Но чемъ тогда объяснить пристрастiе къ мату у некоторыхъ людей, притязающихъ на то, чтобы считаться просвещенными? Врядъ ли только ухудшенiемъ самого мерила просвещенности въ современномъ обществе. Нетъ, главная причина — въ другомъ. Она — въ неутолимомъ стремленiи этихъ людей, порой сложныхъ и умныхъ, къ принадлежности къ большему, надличностному целому. И нетъ нужды этимъ людямъ въ томъ, что уделъ любезного имъ, могучего, но безликого целого — немота. "Народъ безмолвствуетъ" — эта безсмертная ремарка заключаетъ въ себе великое present indefinite бытiя черни, которая безмолвствуетъ ВСЕГДА. Для просвещеннаго человека стремиться уподобиться носителямъ воинствующего невежества означаетъ желать себе смерти, ибо по-настоящему у насъ нетъ ничего, кроме слова, которое насъ переживетъ.
Нужно отдавать себе отчетъ въ томъ, что языкъ, какъ и любое другое человеческое учрежденiе имеетъ свои достоинства и недостатки. Однимъ изъ печальнейшихъ пороковъ любого, даже самаго утонченнаго языка является его стандартность, т.е. оборотная сторона общепонятности. Языкъ долженъ быть общедоступнымъ, но именно въ силу своей общедоступности онъ со временемъ неуклонно низводитъ единичные и неповторимые изъявленiя человеческой души до уровня избитыхъ общихъ местъ. Любой человекъ, хотя бы отчасти наделенный языковымъ слухомъ, можетъ привести примеры того, какъ мертвеютъ отъ частого употребленiя некогда сильные и выразительные эпитеты и сравненiя. Насколько же более затхлой, изсохшей мертвечиной веетъ отъ словъ, которыми невежи и невежды привыкли изъ года въ годъ, по тысяче разъ на день безмысленно и безстыдно называть все, что угодно !

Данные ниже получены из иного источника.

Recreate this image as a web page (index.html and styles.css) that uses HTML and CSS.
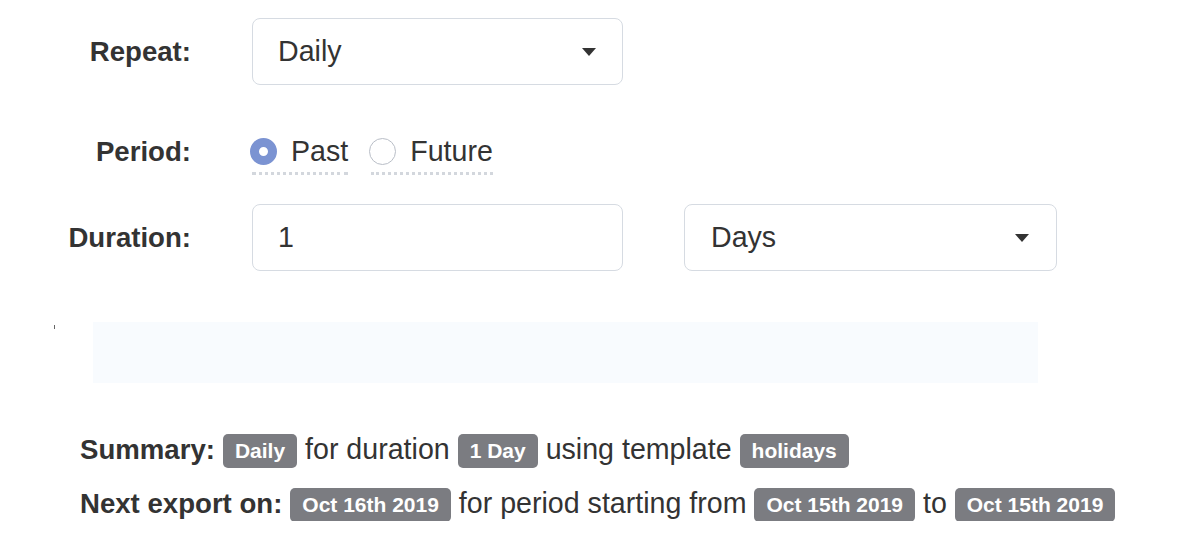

Горькая правда нашей нынешней неласковой жизни состоитъ въ томъ, что стертая до артиклевидного безречiя, до лексико-семантической пустоты матерная брань служитъ пропускомъ къ общественному признанiю на широчайшемъ (т.е. наинижайшемъ) уровне, сезамомъ, который открываетъ все двери, паролемъ, вызывающимъ снисходительную ухмылку самаго суроваго часового. Ведь каждое матерное слово, не выразивъ собой ни правды, ни новизны, кричитъ только объ одномъ: "И я! и я, говорящiй это — такое же ничтожество, какъ и вы, кому я это говорю." И каждое матерное слово вновь возвращаетъ насъ сквозь и безъ того нетолстый культурный слой къ первобытному мауглiевому кличу: "Мы съ тобой — одной крови, ты и я!"
Но, по счастью, со свинымъ рыломъ все равно не такъ легко влезть въ калашный рядъ. Матерные слова выросли изъ ругательствъ, ими они во многомъ остаются и до сихъ поръ. И поэтому какъ бы широко ни раскрывались для нихъ двери нашего на глазахъ пошлеющаго быта, этой брани не подъ силу перешагнуть его узкiе пределы. Пошлая злоба скоро забывается. А для любви и правды намъ завещана совсемъ другая речь.